Un poco antes de la extinción masiva de los dinosaurios -es decir hace muchos años- el Gobierno socialista de las Islas decidió imponer un impuesto especial sobre los combustibles. Eran tiempos de prosperidad y la hacienda regional necesitaba hacer caja para poder pagar tanta sede duplicada, tanta nueva competencia, tanto desorden y tanta nueva administración.

En el mundo de la fiscalidad se dan pocos casos de impuestos que se extingan como las especies animales. Al contrario, se reproducen con mucha facilidad. En Canarias no es una excepción y de aquellos viejos tiempos de libertades comerciales y exenciones fiscales al consumo pasamos a una frondosa selva tropical de impuestos indirectos, a la entrada de mercancías, especiales al consumo y directos sobre las rentas del trabajo y de las actividades empresariales y sus beneficios. El resultado de nuestros progresivos cambios económicos y fiscales es muy discutible. Encabezamos todas las listas negativas del Estado (sueldos más bajos, pobreza más alta, exclusión social, mayor costo de la vida, paro juvenil...) al mismo tiempo que descollamos en los indicadores de una sociedad comatosa.

Los sobrecostos del suministro de combustible a Canarias sirven de justificación para que el precio de las gasolinas y fueles, antes de impuestos, sea de los más caros de Europa. Claro -dirán ustedes- es por la distancia. ¿Qué distancia? Por aquí pasan los petroleros camino de la Península, no al revés. Y en la isla de Tenerife teníamos (ahora está cerrada) una refinería, pero los precios siempre fueron así antes del cierre. Así que lo de la distancia no vale un pimiento morrón para explicar por qué tenemos el precio de las gasolinas más caro que el resto de los europeos continentales.

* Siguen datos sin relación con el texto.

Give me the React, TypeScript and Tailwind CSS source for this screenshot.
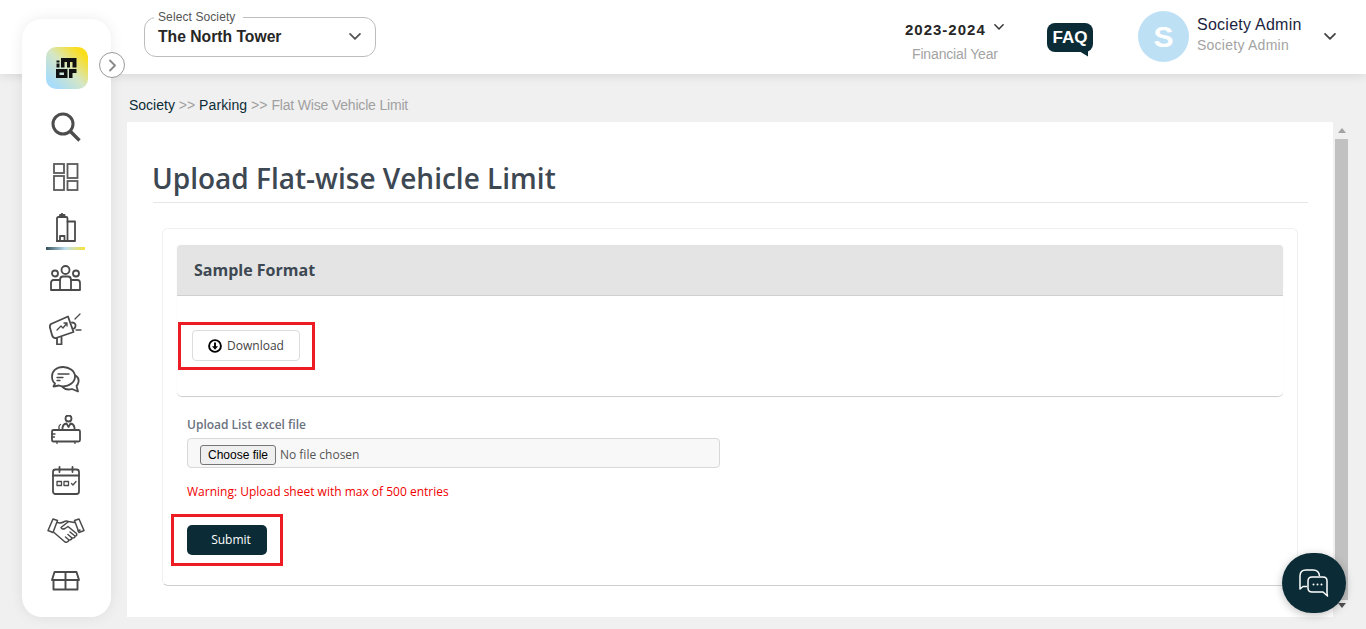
import React from "react";

const S = { fill: "none", stroke: "#4a4a4a", strokeWidth: 1.8, strokeLinecap: "round" as const, strokeLinejoin: "round" as const };

function Logo() {
  return (
    <div className="w-[42px] h-[42px] rounded-[10px] bg-[linear-gradient(45deg,#a9dcf8_15%,#d5e6c4_50%,#fade1e_85%)] flex items-center justify-center">
      <svg width="21" height="20" viewBox="0 0 21 20">
        <path fill="#111" fillRule="evenodd" d="M0.500 2.500H3.500V4.500H0.500ZM0.500 5.500H3.500V9.500H0.500ZM5 0H20.500V9.500H16.500V4H14V9.500H11V4H8.500V9.500H5ZM0 11H11.500V20H0ZM3.500 14.500V17H8V14.500ZM13 11H20.500V15H16.500V20H13Z" />
      </svg>
    </div>
  );
}

function SearchIcon() {
  return (
    <svg width="30" height="30" viewBox="0 0 30 30" fill="none" stroke="#4d4d4d" strokeWidth="3">
      <circle cx="12" cy="12" r="10" />
      <path d="M19.500 19.500L28.500 28.500" strokeWidth="3.400" />
    </svg>
  );
}
function GridIcon() {
  return (
    <svg width="26" height="28" viewBox="0 0 26 28" fill="none" stroke="#5a5a5a" strokeWidth="1.800">
      <rect x="1" y="1" width="10" height="9" />
      <rect x="14.500" y="1" width="10" height="14" />
      <rect x="1" y="13" width="10" height="14" />
      <rect x="14.500" y="18" width="10" height="9" />
    </svg>
  );
}
function BuildingIcon() {
  return (
    <svg width="20" height="29" viewBox="0 0 20 29" {...S}>
      <path d="M1 28V5.500Q1 4 2.500 4H10Q11.500 4 11.500 5.500V28" />
      <path d="M4 4V2H8.500V4M6 2V0.500" />
      <path d="M11.500 8.500H19V28H0.500" />
      <path d="M4 28V23H8.500V28" />
    </svg>
  );
}
function PeopleIcon() {
  return (
    <svg width="31" height="26" viewBox="0 0 31 26" {...S}>
      <circle cx="15.500" cy="5" r="4" />
      <circle cx="5" cy="8.500" r="3" />
      <circle cx="26" cy="8.500" r="3" />
      <path d="M10 25V15Q10 11.500 13 11.500H18Q21 11.500 21 15V25Z" />
      <path d="M10 15H3.500Q1 15 1 18V25H10M21 15H27.500Q30 15 30 18V25H21" />
    </svg>
  );
}
function MegaphoneIcon() {
  return (
    <svg width="33" height="32" viewBox="0 0 33 32" {...S}>
      <path d="M2 11L19 3.500L24.500 19L7 25Q4 25.500 3 22L0.800 14Q0.800 12 2 11Z" />
      <path d="M8 17L12 13L14 15L18 10M15 10H18V13" strokeWidth="1.300" />
      <path d="M23 9.500Q27 10 26.500 13Q26 16 24 15.500" />
      <path d="M8 25V31.500H12.500V24" />
      <path d="M26 6L31 1M27 17H32" strokeWidth="1.300" />
    </svg>
  );
}
function ChatsIcon() {
  return (
    <svg width="29" height="27" viewBox="0 0 29 27" {...S}>
      <path d="M12 1C5.500 1 1 5 1 10.500C1 13.500 2 16 4 17.500L2.500 20.500L8 19.500Q10 20.300 12 20.300C18.500 20.300 24 16 24 10.500C24 5 18.500 1 12 1Z" />
      <path d="M7 8H18M6 11.500H12M6 14.500H9" strokeWidth="1.300" />
      <path d="M24.500 9.500C27 11 28 13.500 27.500 16C27 18.500 26 19.500 25.500 20L27 25.500L21 23C17.500 24 14 23.500 11.500 21" />
    </svg>
  );
}
function ReceptionIcon() {
  return (
    <svg width="30" height="29" viewBox="0 0 30 29" {...S}>
      <circle cx="17.500" cy="3.500" r="3" />
      <path d="M11.500 15V12.500Q12 9 15.500 8.500L17.500 12L19.500 8.500Q23 9 23.500 12.500V15" />
      <path d="M8 14V11.500Q8.500 10 9.500 9.500" strokeWidth="1.300" />
      <path d="M2.500 15H27.500Q29 15 29 16.500V25Q29 26.500 27.500 26.500H2.500Q1 26.500 1 25V16.500Q1 15 2.500 15Z" />
      <path d="M1 19H4M1 22H3.500M6 26.500V28.500M24 26.500V28.500" strokeWidth="1.300" />
    </svg>
  );
}
function CalendarIcon() {
  return (
    <svg width="28" height="29" viewBox="0 0 28 29" {...S}>
      <rect x="1" y="3.500" width="26" height="24.500" rx="2.500" />
      <path d="M1 9.500H27M7.500 1V6M20.500 1V6" />
      <rect x="5" y="15.500" width="4.500" height="4" strokeWidth="1.300" />
      <rect x="12" y="15.500" width="4.500" height="4" strokeWidth="1.300" />
      <path d="M19.500 17.500L21 19L24 15.500" strokeWidth="1.300" />
    </svg>
  );
}
function HandshakeIcon() {
  return (
    <svg width="38" height="26" viewBox="0 0 38 26" {...S} strokeWidth="1.500">
      <path d="M6 1L10.500 2.500L6 14.500L1 12.500Z" />
      <path d="M32 1L27.500 2.500L32 14.500L37 12.500Z" />
      <path d="M10 4.500Q14 5.500 16.500 4Q19 2.500 21.500 3.500L27.500 4.500" />
      <path d="M31 13L33 12M21 4L14 9.500Q15 12 18 10.500L21 8.500L29.500 15.500Q30.500 18 28 18L23 14M28 18Q28 20.500 25 20L21 16.500M25 20Q24.500 22.500 22 22L18.500 19M22 22Q21 25 18 24L7 14.500" />
    </svg>
  );
}
function BoxIcon() {
  return (
    <svg width="29" height="20" viewBox="0 0 29 20" {...S} strokeWidth="1.900">
      <path d="M3.500 1H25.500L28 9H1Z" />
      <path d="M2.500 9V18.500H26.500V9M14.500 1V18.500" />
    </svg>
  );
}

function Chevron({ w = 12, sw = 2, color = "#4a4a4a" }: { w?: number; sw?: number; color?: string }) {
  return (
    <svg width={w} height={w * 0.62} viewBox="0 0 12 7.500" fill="none" stroke={color} strokeWidth={sw} strokeLinecap="round" strokeLinejoin="round">
      <path d="M1 1L6 6L11 1" />
    </svg>
  );
}

const railItems = [
  { icon: <SearchIcon /> },
  { icon: <GridIcon /> },
  { icon: <BuildingIcon />, active: true },
  { icon: <PeopleIcon /> },
  { icon: <MegaphoneIcon /> },
  { icon: <ChatsIcon /> },
  { icon: <ReceptionIcon /> },
  { icon: <CalendarIcon /> },
  { icon: <HandshakeIcon /> },
  { icon: <BoxIcon /> },
];

function Sidebar() {
  return (
    <aside className="absolute left-[22px] top-[19px] w-[89px] h-[598px] bg-white rounded-[20px] shadow-[0_0_14px_rgba(0,0,0,0.08)] z-20 pt-[28px] flex flex-col items-center">
      <Logo />
      <div className="mt-[12.500px] w-full flex flex-col">
        {railItems.map((it, i) => (
          <div key={i} className="relative h-[50.500px] pr-[2px] flex items-center justify-center">
            {it.icon}
            {it.active && (
              <div className="absolute left-[24px] bottom-[3px] w-[39px] h-[3px] bg-[linear-gradient(90deg,#33505a_0%,#bcdff0_50%,#f8e23a_100%)]" />
            )}
          </div>
        ))}
      </div>
      <button className="absolute left-[77px] top-[33px] w-[26px] h-[26px] rounded-full bg-white border border-[#9a9a9a] flex items-center justify-center">
        <svg width="9" height="13" viewBox="0 0 9 13" fill="none" stroke="#888" strokeWidth="1.800" strokeLinecap="round" strokeLinejoin="round">
          <path d="M2 1.500L7 6.500L2 11.500" />
        </svg>
      </button>
    </aside>
  );
}

function Header() {
  return (
    <header className="relative z-10 h-[74px] bg-white shadow-[0_2px_10px_rgba(0,0,0,0.1)] flex items-start pl-[144px] font-['Liberation_Sans',Arial,sans-serif]">
      <div className="relative mt-[17px] w-[232px] h-[40px] border border-[#bdbdbd] rounded-[12px] flex items-center justify-between pl-[13px] pr-[14px]">
        <span className="absolute left-[9px] -top-[7px] bg-white pl-[4px] pr-[8px] text-[12px] leading-[13px] tracking-[0.1px] text-[#555]">Select Society</span>
        <span className="text-[15.700px] font-bold text-[#262626]">The North Tower</span>
        <Chevron w={12} sw={1.800} color="#555" />
      </div>
      <div className="ml-[529px] w-[100px] mt-[19px] flex flex-col items-start">
        <div className="flex items-start h-[21px]">
          <span className="whitespace-nowrap text-[15px] leading-[21px] font-bold tracking-[1px] text-[#262626]">2023-2024</span>
          <span className="ml-[8px] mt-[5px]"><Chevron w={10} sw={1.800} color="#333" /></span>
        </div>
        <span className="mt-[4px] ml-[7px] whitespace-nowrap text-[14px] leading-[20px] tracking-[-0.15px] text-[#a3a3a3]">Financial Year</span>
      </div>
      <div className="ml-[42px] mt-[23px] w-[46px] h-[33px] relative">
        <div className="w-[46px] h-[29px] rounded-[8px] bg-[#0b2c36] text-white font-bold text-[17px] flex items-center justify-center">FAQ</div>
        <svg className="absolute left-[32px] top-[28px]" width="9" height="6" viewBox="0 0 9 6"><path d="M0 0H9V5.500Z" fill="#0b2c36" /></svg>
      </div>
      <div className="ml-[45px] mt-[11px] w-[51px] h-[51px] rounded-full bg-[#bde0f5] text-white text-[30px] font-bold flex items-center justify-center">S</div>
      <div className="ml-[8px] mt-[15px] flex flex-col">
        <span className="whitespace-nowrap text-[16px] leading-[20px] tracking-[0.25px] text-[#1c2440]">Society Admin</span>
        <span className="whitespace-nowrap text-[14px] leading-[20px] tracking-[0.25px] text-[#a3a3a3]">Society Admin</span>
      </div>
      <span className="ml-[22px] mt-[33px]"><Chevron w={12} sw={1.800} color="#444" /></span>
    </header>
  );
}

function Scrollbar() {
  return (
    <div className="w-[13px] ml-[2px] h-full flex flex-col items-center">
      <svg className="mt-[6px]" width="8" height="5" viewBox="0 0 8 5"><path d="M4 0L8 5H0Z" fill="#a3a3a3" /></svg>
      <div className="mt-[6px] w-[13px] h-[461px] bg-[#c1c1c1]" />
      <svg className="mt-[3px]" width="8" height="5" viewBox="0 0 8 5"><path d="M0 0H8L4 5Z" fill="#505050" /></svg>
    </div>
  );
}

export default function App() {
  return (
    <div className="relative w-[1366px] h-[629px] overflow-hidden bg-[#f0f0f0] font-['Open_Sans',sans-serif]">
      <Header />
      <Sidebar />
      <div className="h-[48px] pl-[129px] pt-[22px] text-[14px] leading-[18px] font-['Liberation_Sans',Arial,sans-serif] text-[#a0a0a0]">
        <span className="text-[#0b2c36]">Society</span> &gt;&gt; <span className="text-[#0b2c36] tracking-[0.1px]">Parking</span> &gt;&gt; <span className="tracking-[-0.18px]">Flat Wise Vehicle Limit</span>
      </div>
      <div className="ml-[127px] h-[495px] flex">
        <main className="w-[1206px] h-full bg-white pl-[26px] pr-[25px]">
          <h1 className="pt-[36px] h-[81px] border-b border-[#e6e6e6] text-[28px] leading-[40px] font-semibold text-[#3d4852]"><span className="-ml-[1px] inline-block">Upload Flat-wise Vehicle Limit</span></h1>
          <section className="mt-[25px] ml-[9px] mr-[10px] h-[358px] rounded-[6px] border border-[#f0f0f0] border-b-[#cfcfcf] pt-[16px] px-[14px]">
            <div className="h-[152px] rounded-t-[4px] rounded-b-[5px] border-b border-[#d0d0d0] shadow-[0_0_2px_rgba(0,0,0,0.05)]">
              <div className="h-[51px] bg-[#e4e4e4] border-b border-[#d0d0d0] pl-[17px] flex items-center rounded-t-[4px]">
                <h2 className="text-[16px] font-bold text-[#3d4852]">Sample Format</h2>
              </div>
              <div className="pt-[26px] pl-[1px]">
                <div className="w-[137px] h-[48px] border-[3px] border-[#ed1c24] pl-[11px] pt-[5px]">
                  <button className="w-[108px] h-[31px] rounded-[4px] border border-[#dcdcdc] bg-white flex items-center justify-center gap-[5px] text-[12px] text-[#444]">
                    <svg width="14" height="14" viewBox="0 0 14 14" fill="none" stroke="#000" strokeWidth="1.900">
                      <circle cx="7" cy="7" r="5.900" />
                      <path d="M7 3.500V9" strokeWidth="1.900" />
                      <path d="M4 7.200L7 10.700L10 7.200Z" fill="#000" stroke="none" />
                    </svg>
                    Download
                  </button>
                </div>
              </div>
            </div>
            <div className="pl-[10px]">
              <label className="block mt-[19px] text-[12px] leading-[17px] font-semibold text-[#6b7280]">Upload List excel file</label>
              <div className="mt-[5px] w-[533px] h-[30px] rounded-[4px] border border-[#d8d8d8] bg-[#f8f8f8] pl-[12px] pt-[3px] flex items-center gap-[4px] text-[12px] text-[#555]">
                <span className="w-[76px] h-[20px] rounded-[3px] border border-[#767676] bg-[#efefef] flex items-center justify-center text-[12px] text-black font-['Liberation_Sans',Arial,sans-serif]">Choose file</span>
                <span>No file chosen</span>
              </div>
              <p className="mt-[15px] text-[12px] leading-[17px] text-[#f00000]">Warning: Upload sheet with max of 500 entries</p>
            </div>
            <div className="-ml-[6px] mt-[14px] w-[112px] h-[52px] border-[3px] border-[#ed1c24] pl-[13px] pt-[8px]">
              <button className="w-[80px] h-[30px] rounded-[5px] bg-[#0b2c36] text-white text-[12px] font-medium pl-[8px]">Submit</button>
            </div>
          </section>
        </main>
        <Scrollbar />
      </div>
      <button className="absolute left-[1282px] top-[553px] w-[64px] h-[60px] rounded-full bg-[#0b2c36] shadow-[0_2px_8px_rgba(0,0,0,0.25)] flex items-center justify-center z-20">
        <svg width="30" height="28" viewBox="0 0 30 28" fill="none" stroke="#fff" strokeWidth="1.500" strokeLinejoin="round">
          <path d="M8 17.500H4L1 20V7Q1 1 7 1H14Q20 1 20.500 7" />
          <path d="M13 8H24Q28 8 28 12V24L28.500 27L24 23H13Q9 23 9 19V12Q9 8 13 8Z" />
          <circle cx="14.500" cy="15.500" r="1" fill="#fff" stroke="none" />
          <circle cx="18.500" cy="15.500" r="1" fill="#fff" stroke="none" />
          <circle cx="22.500" cy="15.500" r="1" fill="#fff" stroke="none" />
        </svg>
      </button>
    </div>
  );
}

Los misterios del mercado de los combustibles son inescrutables. Cuando sube el precio del barril de crudo suben de inmediato los precios en las gasolineras. Cuando baja no se trasladan los descensos ni a la misma velocidad ni en igual cuantía. Las explicaciones son tan penosas que no merece la pena ni citarlas. Nos toman el pelo, pura y simplemente.

Pero el caso de Canarias, además, es un abuso. Aquí no tenemos más alternativa que el transporte por carretera. Los precios del combustible, que tiene una fiscalidad del cien por ciento sobre el precio del bien que se vende (sumando todos los impuestos que se le cascan al litro) son una indecencia para un territorio que depende agónicamente de las cuatro ruedas. Los ciudadanos no disponemos de transportes públicos alternativos al uso del coche y lo que en el territorio continental es un lujo o una alternativa en nuestras islas son la única posibilidad.

Lo de los costos de la energía en Canarias es inenarrable. El Charlamento canario -dícese de nuestra cámara legislativa- aprueba planes energéticos que son como los cuentos de los hermanos Grim: pura fantasía literaria. A efectos de transporte somos ciudadanos de tercera división con respecto al continente y soportamos sobreprecios que son un handicap para las empresas y una desgracia para los ciudadanos, desplumados como un canario en su jaula. Pero nos siguen ordeñando como si tal cosa.